(Web page code records)
....

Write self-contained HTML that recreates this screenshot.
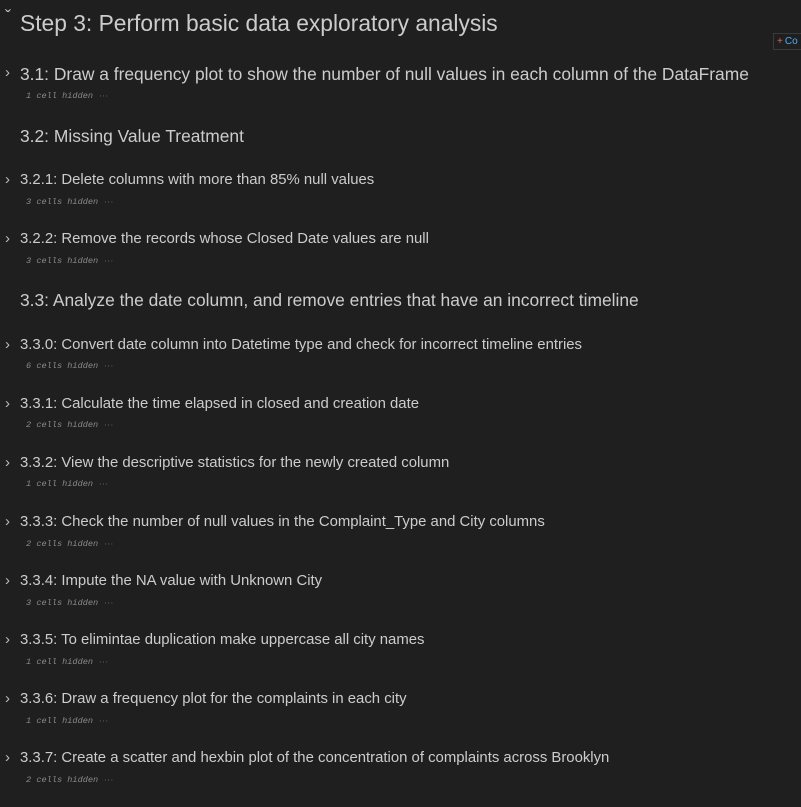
<!DOCTYPE html>
<html><head><meta charset="utf-8"><style>
body{margin:0;width:801px;height:807px;background:#1f1f1f;overflow:hidden;font-family:"Liberation Sans",sans-serif;color:#cccccc;position:relative}
.t{position:absolute;white-space:nowrap;left:20px;line-height:1}
.c{position:absolute;left:5px;color:#bbb;font-size:15px;line-height:1}
.h{position:absolute;left:26px;font-family:"Liberation Mono",monospace;font-style:italic;font-size:8.6px;color:#8a8a8a;white-space:nowrap;line-height:1}
.h i{font-style:normal;font-size:7px;letter-spacing:-1px;color:#666}
.h1{font-size:22.8px}
.h2{font-size:17.4px}
.h3{font-size:14.9px}
.btn{position:absolute;left:773px;top:33px;width:40px;height:15px;border:1px solid #3a3a3a;font-size:10px;color:#4daafc;line-height:15px}
.btn b{color:#e06060;font-weight:normal;margin:0 2px 0 3px}
</style></head><body>
<div class="c" style="top:8px;font-size:18px">ˇ</div>
<div class="t h1" style="top:12px">Step 3: Perform basic data exploratory analysis</div>
<div class="btn"><b>+</b>Co</div>

<div class="c" style="top:65px">›</div>
<div class="t h2" style="top:66px">3.1: Draw a frequency plot to show the number of null values in each column of the DataFrame</div>
<div class="h" style="top:92px">1 cell hidden <i>···</i></div>

<div class="t h2" style="top:128px">3.2: Missing Value Treatment</div>

<div class="c" style="top:172px">›</div>
<div class="t h3" style="top:173px">3.2.1: Delete columns with more than 85% null values</div>
<div class="h" style="top:198px">3 cells hidden <i>···</i></div>

<div class="c" style="top:231px">›</div>
<div class="t h3" style="top:232px">3.2.2: Remove the records whose Closed Date values are null</div>
<div class="h" style="top:257px">3 cells hidden <i>···</i></div>

<div class="t h2" style="top:292px">3.3: Analyze the date column, and remove entries that have an incorrect timeline</div>

<div class="c" style="top:337px">›</div>
<div class="t h3" style="top:338px">3.3.0: Convert date column into Datetime type and check for incorrect timeline entries</div>
<div class="h" style="top:362px">6 cells hidden <i>···</i></div>

<div class="c" style="top:396px">›</div>
<div class="t h3" style="top:397px">3.3.1: Calculate the time elapsed in closed and creation date</div>
<div class="h" style="top:421px">2 cells hidden <i>···</i></div>

<div class="c" style="top:455px">›</div>
<div class="t h3" style="top:456px">3.3.2: View the descriptive statistics for the newly created column</div>
<div class="h" style="top:480px">1 cell hidden <i>···</i></div>

<div class="c" style="top:514px">›</div>
<div class="t h3" style="top:515px">3.3.3: Check the number of null values in the Complaint_Type and City columns</div>
<div class="h" style="top:540px">2 cells hidden <i>···</i></div>

<div class="c" style="top:573px">›</div>
<div class="t h3" style="top:574px">3.3.4: Impute the NA value with Unknown City</div>
<div class="h" style="top:599px">3 cells hidden <i>···</i></div>

<div class="c" style="top:632px">›</div>
<div class="t h3" style="top:633px">3.3.5: To elimintae duplication make uppercase all city names</div>
<div class="h" style="top:658px">1 cell hidden <i>···</i></div>

<div class="c" style="top:691px">›</div>
<div class="t h3" style="top:692px">3.3.6: Draw a frequency plot for the complaints in each city</div>
<div class="h" style="top:717px">1 cell hidden <i>···</i></div>

<div class="c" style="top:750px">›</div>
<div class="t h3" style="top:751px">3.3.7: Create a scatter and hexbin plot of the concentration of complaints across Brooklyn</div>
<div class="h" style="top:776px">2 cells hidden <i>···</i></div>
</body></html>
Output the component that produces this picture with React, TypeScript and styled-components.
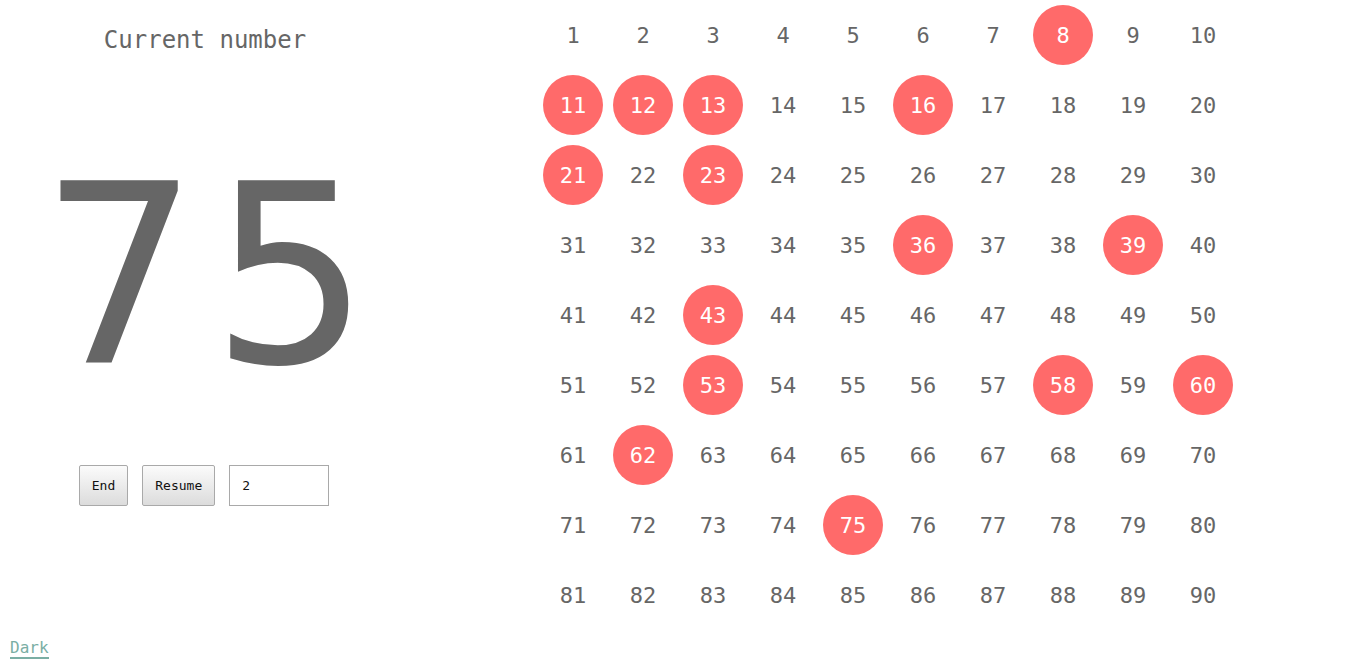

....

SHORT EXERCISE: Without the pictures, transcribe the listing above exactly.

SOLUTION TO THIS TASK:
Write self-contained HTML that recreates this screenshot.
<!DOCTYPE html>
<html><head><meta charset="utf-8"><style>
body{margin:0;width:801px;height:807px;background:#1f1f1f;overflow:hidden;font-family:"Liberation Sans",sans-serif;color:#cccccc;position:relative}
.t{position:absolute;white-space:nowrap;left:20px;line-height:1}
.c{position:absolute;left:5px;color:#bbb;font-size:15px;line-height:1}
.h{position:absolute;left:26px;font-family:"Liberation Mono",monospace;font-style:italic;font-size:8.6px;color:#8a8a8a;white-space:nowrap;line-height:1}
.h i{font-style:normal;font-size:7px;letter-spacing:-1px;color:#666}
.h1{font-size:22.8px}
.h2{font-size:17.4px}
.h3{font-size:14.9px}
.btn{position:absolute;left:773px;top:33px;width:40px;height:15px;border:1px solid #3a3a3a;font-size:10px;color:#4daafc;line-height:15px}
.btn b{color:#e06060;font-weight:normal;margin:0 2px 0 3px}
</style></head><body>
<div class="c" style="top:8px;font-size:18px">ˇ</div>
<div class="t h1" style="top:12px">Step 3: Perform basic data exploratory analysis</div>
<div class="btn"><b>+</b>Co</div>

<div class="c" style="top:65px">›</div>
<div class="t h2" style="top:66px">3.1: Draw a frequency plot to show the number of null values in each column of the DataFrame</div>
<div class="h" style="top:92px">1 cell hidden <i>···</i></div>

<div class="t h2" style="top:128px">3.2: Missing Value Treatment</div>

<div class="c" style="top:172px">›</div>
<div class="t h3" style="top:173px">3.2.1: Delete columns with more than 85% null values</div>
<div class="h" style="top:198px">3 cells hidden <i>···</i></div>

<div class="c" style="top:231px">›</div>
<div class="t h3" style="top:232px">3.2.2: Remove the records whose Closed Date values are null</div>
<div class="h" style="top:257px">3 cells hidden <i>···</i></div>

<div class="t h2" style="top:292px">3.3: Analyze the date column, and remove entries that have an incorrect timeline</div>

<div class="c" style="top:337px">›</div>
<div class="t h3" style="top:338px">3.3.0: Convert date column into Datetime type and check for incorrect timeline entries</div>
<div class="h" style="top:362px">6 cells hidden <i>···</i></div>

<div class="c" style="top:396px">›</div>
<div class="t h3" style="top:397px">3.3.1: Calculate the time elapsed in closed and creation date</div>
<div class="h" style="top:421px">2 cells hidden <i>···</i></div>

<div class="c" style="top:455px">›</div>
<div class="t h3" style="top:456px">3.3.2: View the descriptive statistics for the newly created column</div>
<div class="h" style="top:480px">1 cell hidden <i>···</i></div>

<div class="c" style="top:514px">›</div>
<div class="t h3" style="top:515px">3.3.3: Check the number of null values in the Complaint_Type and City columns</div>
<div class="h" style="top:540px">2 cells hidden <i>···</i></div>

<div class="c" style="top:573px">›</div>
<div class="t h3" style="top:574px">3.3.4: Impute the NA value with Unknown City</div>
<div class="h" style="top:599px">3 cells hidden <i>···</i></div>

<div class="c" style="top:632px">›</div>
<div class="t h3" style="top:633px">3.3.5: To elimintae duplication make uppercase all city names</div>
<div class="h" style="top:658px">1 cell hidden <i>···</i></div>

<div class="c" style="top:691px">›</div>
<div class="t h3" style="top:692px">3.3.6: Draw a frequency plot for the complaints in each city</div>
<div class="h" style="top:717px">1 cell hidden <i>···</i></div>

<div class="c" style="top:750px">›</div>
<div class="t h3" style="top:751px">3.3.7: Create a scatter and hexbin plot of the concentration of complaints across Brooklyn</div>
<div class="h" style="top:776px">2 cells hidden <i>···</i></div>
</body></html>
Output the component that produces this picture with React, TypeScript and styled-components.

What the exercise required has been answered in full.